UVALDE, Texas (Fwrd Axis) — President Joe Biden and first lady Jill Biden visited Uvalde on Sunday and faced the difficult task of offering solace and comfort to a community in mourning after a school shooting left 19 children and two adults dead last week.
Gathering at Robb Elementary School, the Bidens laid flowers in honor of the 21 victims and those gathering yelled “our children are our community” and “we need help” to Texas Gov. Greg Abbott as he arrived at the memorial.
“We need change. Our children don’t deserve this,” an onlooker told Abbott.
“President Biden, we need help! We need help, President Biden!”, someone shouted from the crowd.
The Bidens then attended Sunday mass at Sacred Heart Catholic Church, where they met with religious leaders. The first lady greeted a few parishioners seated along the aisle of the church, according to the pool reporter. As they left the church, some spectators yelled to the President “do something!”
“We will,” Biden answered.
While at church, the Bidens met with Gustavo García-Siller, the archbishop of San Antonio, who led the service.
“Our hearts are broken with sadness and mourning but we know God is with us,” García-Siller said.

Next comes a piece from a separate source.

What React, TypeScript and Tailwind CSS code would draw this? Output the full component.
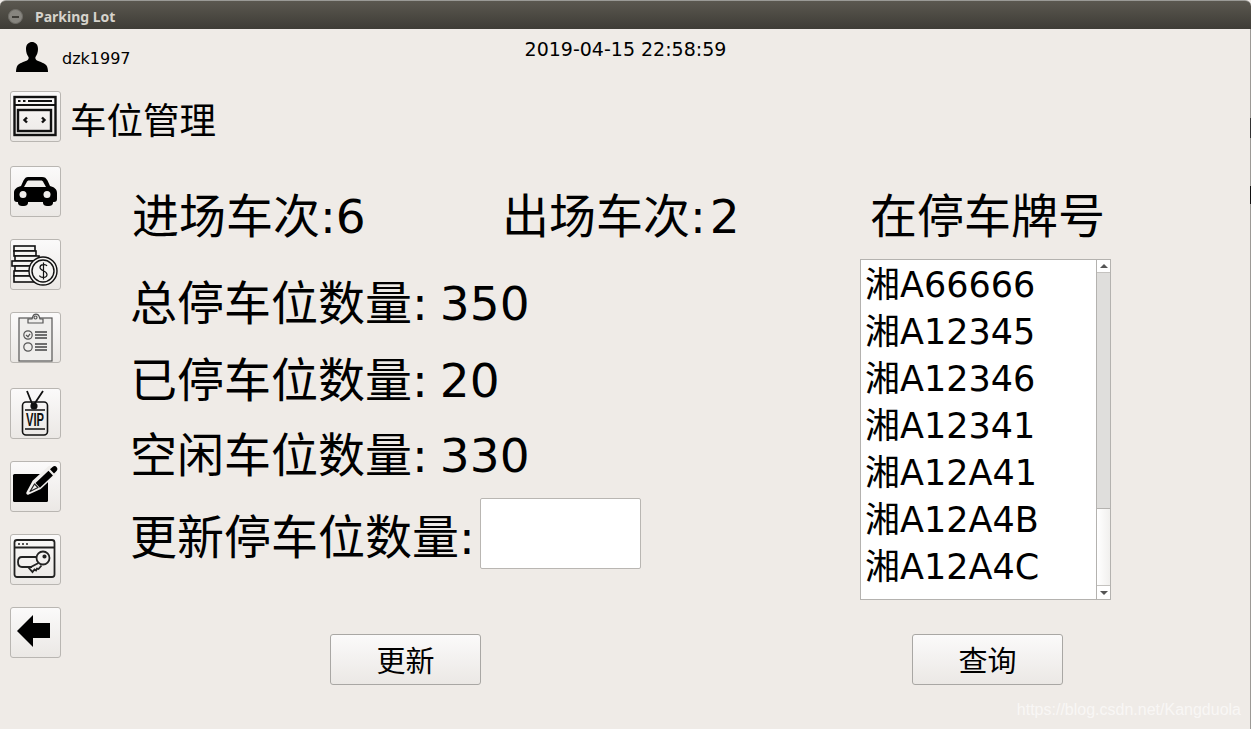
import React from "react";

const cjk = "font-['DejaVu_Sans','Noto_Sans_CJK_SC',sans-serif]";

const plates = ["湘A66666", "湘A12345", "湘A12346", "湘A12341", "湘A12A41", "湘A12A4B", "湘A12A4C"];

const IconWindow = () => (
  <svg width="45" height="45" viewBox="0 0 45 45" fill="none" stroke="#111" strokeWidth="2.2">
    <rect x="1.5" y="3" width="41" height="38" strokeWidth="2.4" />
    <path d="M1.5 11h41" />
    <path d="M5 7h2.5M10 7h2.5M15 7h24" strokeWidth="1.8" />
    <rect x="5" y="16" width="33" height="21" strokeWidth="2.4" />
    <path d="M14 23.500l-2.500 2.500 2.500 2.500M29 23.500l2.500 2.500-2.500 2.500" strokeWidth="2.4" />
  </svg>
);

const IconCar = () => (
  <svg width="45" height="45" viewBox="0 0 45 45">
    <path
      fill="#000"
      d="M15 8h14c3 0 4 1 5.500 3.500L37 17c4 1 7 3 7 7v6c0 2-1 3-3 3h-1v1c0 2-2 3-4 3h-2c-2 0-4-1-4-3v-1H15v1c0 2-2 3-4 3H9c-2 0-4-1-4-3v-1H4c-2 0-3-1-3-3v-6c0-4 3-6 7-7l2.500-5.500C12 9 13 8 15 8z"
    />
    <path fill="#f1efed" d="M16 11.500h12c1 0 2 .5 2.500 2L33 18H11l2.500-4.500c.5-1.500 1.500-2 2.500-2z" />
    <circle cx="10" cy="25.500" r="3.500" fill="#f1efed" />
    <circle cx="34" cy="25.500" r="3.500" fill="#f1efed" />
  </svg>
);

const IconCoins = () => (
  <svg width="49" height="45" viewBox="0 0 49 45" fill="#f5f4f2" stroke="#111" strokeWidth="1.6">
    <rect x="3" y="4" width="21" height="5" />
    <rect x="3" y="9" width="22" height="5" />
    <rect x="4" y="14" width="24" height="5" />
    <rect x="1" y="19" width="24" height="5" />
    <rect x="4" y="24" width="23" height="5" />
    <rect x="3" y="29" width="24" height="5" />
    <rect x="3" y="34" width="26" height="6" />
    <circle cx="32" cy="29" r="14" strokeWidth="1.4" />
    <circle cx="32" cy="29" r="11" strokeWidth="1.4" />
    <path d="M36 24c-1-2-7-2-7 1.500s7 3 7 7-7 3.500-7.500 1M32.500 20.500v17" fill="none" strokeWidth="1.2" />
  </svg>
);

const IconClipboard = () => (
  <svg width="45" height="49" viewBox="0 0 45 49" fill="none" stroke="#555" strokeWidth="1.2">
    <rect x="6" y="5" width="33" height="43" fill="#efeeec" />
    <path d="M15 10V6h4l1-3c1-2.500 5-2.500 6 0l1 3h3v4z" fill="#efeeec" />
    <circle cx="22.500" cy="4.500" r="1.500" />
    <circle cx="15" cy="22" r="4.200" />
    <path d="M13 22l2 1.800 2-3" />
    <circle cx="15" cy="34" r="4.200" />
    <path d="M22 19h12M22 22h12M22 25h12M22 31h12M22 34h12M22 37h12" strokeWidth="1.5" stroke="#444" />
  </svg>
);

const IconVip = () => (
  <svg width="45" height="49" viewBox="0 0 45 49" fill="none" stroke="#111" strokeWidth="1.6">
    <path d="M14 2l6 15M30 2l-10 15" strokeWidth="1.8" />
    <circle cx="21" cy="17" r="2.800" fill="#111" />
    <rect x="9.500" y="13" width="25" height="33" rx="3.500" />
    <path d="M12 21h20M12 40h20" strokeWidth="1.500" />
    <text x="13" y="37" textLength="18" lengthAdjust="spacingAndGlyphs" fontSize="19" fontWeight="700" fill="#111" stroke="none" fontFamily="Liberation Sans">VIP</text>
  </svg>
);

const IconEdit = () => (
  <svg width="49" height="47" viewBox="0 0 49 47">
    <rect x="2" y="11" width="35" height="28" rx="1.500" fill="#000" />
    <path d="M17 30l6-11.100 15.300-14.200 5.400 5.800L28.500 24.700z" fill="#f1efed" stroke="#f1efed" strokeWidth="3.500" strokeLinejoin="round" />
    <path d="M19 28.500l4.500-7.500 3.500 3.500z" fill="#f1efed" stroke="#222" strokeWidth="1.200" strokeLinejoin="round" />
    <path d="M24.500 20l13-12.300 4.400 4.700-13 12.300z" fill="#000" />
    <path d="M39 6.300l2.500-2.300c1.500-1.300 3-1.300 4 0 1.200 1.200 1.200 2.800 0 4l-2.500 2.500z" fill="#000" />
  </svg>
);

const IconKey = () => (
  <svg width="45" height="45" viewBox="0 0 45 45" fill="none" stroke="#222" strokeWidth="1.800">
    <rect x="1.500" y="3" width="40" height="37" rx="2.500" />
    <path d="M1.500 10.500h40" />
    <path d="M5 7h2M9 7h2M13 7h2" strokeWidth="1.500" />
    <path d="M24 20H9c-2.500 0-4 2-4 5s1.500 5 4 5h10" />
    <path d="M25.500 26L16 31l3.500 4 2-2.500 1.500 1 1-2 1.500.5 3-3.500" />
    <circle cx="30" cy="21" r="6.500" />
    <circle cx="31.500" cy="19.500" r="1.200" fill="#222" />
  </svg>
);

const IconBack = () => (
  <svg width="45" height="45" viewBox="0 0 45 45">
    <path d="M4 21L20 5v8h17v15H20v9z" fill="#000" />
  </svg>
);

// kept as a map so the sidebar stays readable
const navItems = [
  { icon: <IconCar />, className: "mt-[24px]" },
  { icon: <IconCoins />, className: "mt-[22px]" },
  { icon: <IconClipboard />, className: "mt-[22px]" },
  { icon: <IconVip />, className: "mt-[25px]" },
  { icon: <IconEdit />, className: "mt-[22px]" },
  { icon: <IconKey />, className: "mt-[22px]" },
  { icon: <IconBack />, className: "mt-[22px]" },
];

const IconButton: React.FC<{ className?: string; children: React.ReactNode }> = ({ className = "", children }) => (
  <button className={`flex h-[51px] w-[51px] items-center justify-center rounded-[3px] border border-[#b9b6b2] bg-gradient-to-b from-[#fbfafa] to-[#ebe8e5] ${className}`}>
    {children}
  </button>
);

const ActionButton: React.FC<{ label: string; className?: string }> = ({ label, className = "" }) => (
  <button className={`flex h-[51px] w-[151px] items-center justify-center rounded-[3px] border border-[#a9a7a4] bg-gradient-to-b from-[#fbfafa] to-[#ebe8e5] pt-[5px] text-[29px] leading-none text-black ${className}`}>
    {label}
  </button>
);

const StatRow: React.FC<{ label: string; value: string; className?: string }> = ({ label, value, className = "" }) => (
  <div className={`ml-[-2px] flex h-[60px] items-center text-[47px] leading-none whitespace-pre ${className}`}>
    <span>{label}</span>
    <span className="ml-[12px]">{value}</span>
  </div>
);

export default function App() {
  return (
    <div className={`relative flex h-[729px] w-[1251px] flex-col overflow-hidden bg-[#efebe7] text-black ${cjk}`}>
      {/* Title bar */}
      <div className="flex h-[29px] items-center rounded-t-[6px] border-t border-[#9a9a96] bg-gradient-to-b from-[#5b5850] to-[#3e3c36] pl-[8px] pt-[3px]">
        <div className="flex h-[15px] w-[15px] items-center justify-center rounded-full border border-[#6f6d67] bg-[#87857f]">
          <div className="h-[2px] w-[7px] bg-[#3f3d38]" />
        </div>
        <span className="ml-[12px] font-['Noto_Sans',sans-serif] text-[14px] font-bold text-[#d6d3cc]">Parking Lot</span>
      </div>

      {/* User and clock */}
      <div className="flex h-[62px] items-start">
        <div className="ml-[16px] mt-[13px] flex items-center">
          <svg width="32" height="30" viewBox="0 0 32 30">
            <path
              fill="#000"
              d="M10 7c0-5 3-7 6-7s6 2 6 7c0 3-1 6-2.500 8-.5 1 0 2.500 1.500 3.500 3 1.500 8 2.500 9.500 5 1 1.500 1.500 4 1.500 6.500H0c0-2.500.5-5 1.500-6.500 1.500-2.500 6.500-3.500 9.500-5 1.500-1 2-2.500 1.500-3.500C11 13 10 10 10 7z"
            />
          </svg>
          <span className="ml-[14px] pt-[3px] text-[16px] leading-none">dzk1997</span>
        </div>
        <div className="ml-[394px] mt-[10px] text-[19px] leading-[20px]">2019-04-15 22:58:59</div>
      </div>

      <div className="flex flex-1">
        {/* Sidebar */}
        <aside className="ml-[10px] flex w-[51px] flex-col">
          <IconButton>
            <IconWindow />
          </IconButton>
          {navItems.map((item, i) => (
            <IconButton key={i} className={item.className}>
              {item.icon}
            </IconButton>
          ))}
        </aside>

        <main className="flex flex-1 flex-col">
          <h1 className="ml-[9px] flex h-[60px] items-center pt-[2px] text-[36.500px] leading-none font-normal">车位管理</h1>

          <div className="flex">
            {/* Left column */}
            <div className="ml-[71px] w-[728px]">
              <div className="mt-[35px] flex h-[60px] items-center text-[47px] leading-none">
                <span className="w-[370px]">进场车次:6</span>
                <span>出场车次:</span>
                <span className="ml-[4px]">2</span>
              </div>
              <StatRow label="总停车位数量:" value="350" className="mt-[27px]" />
              <StatRow label="已停车位数量:" value="20" className="mt-[17px]" />
              <StatRow label="空闲车位数量:" value="330" className="mt-[15px]" />
              <div className="ml-[-2px] mt-[13px] flex items-center text-[47px] leading-none">
                <span className="pt-[8px]">更新停车位数量:</span>
                <div className="ml-[5px] h-[71px] w-[161px] rounded-[2px] border border-[#b9b6b2] bg-white" />
              </div>
              <ActionButton label="更新" className="ml-[198px] mt-[65px]" />
            </div>

            {/* Right column */}
            <div className="w-[251px]">
              <div className="mt-[35px] flex h-[60px] items-center pl-[10px] text-[47px] leading-none whitespace-nowrap">在停车牌号</div>
              <div className="mt-[13px] flex h-[341px] w-[251px] border border-[#b4b2af] bg-white">
                <ul className="flex-1 pl-[4px] pt-[2px]">
                  {plates.map((plate) => (
                    <li key={plate} className="h-[47px] text-[35px] leading-[47px] whitespace-nowrap">
                      {plate}
                    </li>
                  ))}
                </ul>
                <div className="flex w-[14px] flex-col border-l border-[#b4b2af]">
                  <div className="flex h-[13px] items-center justify-center border-b border-[#c4c2bf]">
                    <div className="h-0 w-0 border-x-[4px] border-b-[4px] border-x-transparent border-b-[#555]" />
                  </div>
                  <div className="h-[236px] border-b border-[#b4b2af] bg-[#dfdedc]" />
                  <div className="flex-1 bg-gradient-to-r from-white to-[#f1f0ee]" />
                  <div className="flex h-[14px] items-center justify-center border-t border-[#c4c2bf]">
                    <div className="h-0 w-0 border-x-[4px] border-t-[4px] border-x-transparent border-t-[#555]" />
                  </div>
                </div>
              </div>
              <ActionButton label="查询" className="ml-[52px] mt-[34px]" />
            </div>
          </div>
        </main>
      </div>

      {/* Window edge with the dark spots of what lies behind it */}
      <div className="absolute bottom-0 right-0 top-[29px] w-px bg-[#9c9a96]" />
      <div className="absolute right-0 top-[118px] h-[20px] w-px bg-[#333]" />
      <div className="absolute right-0 top-[186px] h-[18px] w-px bg-[#111]" />

      {/* Watermark */}
      <span className="absolute bottom-[9px] right-[10px] font-['Liberation_Sans',sans-serif] text-[16px] leading-[20px] text-white/60">
        https://blog.csdn.net/Kangduola
      </span>
    </div>
  );
}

“It’s one of the hardest and saddest things for me to see,” Andrea Ramirez said. “I’m angry and hurt. My heart is so broken for these families and the community. These are kids, man. KIDS! Innocent little angels. Enough is enough.”
While in Uvalde, Biden also met with local officials and with the families of the victims in an effort to show support for the community in mourning.
The visit marks the second time in just over a week that Biden has made a trip to the site of a mass shooting. On May 17, he visited Buffalo to meet families of a racially motivated mass shooting at a grocery store.
According to the White House, Biden has over three hours blocked off on his schedule to meet with the families of the tragedy. He may also use the moment to urge Congress once again to pass reform on current gun laws, something he has done repeatedly in the wake of two mass shootings.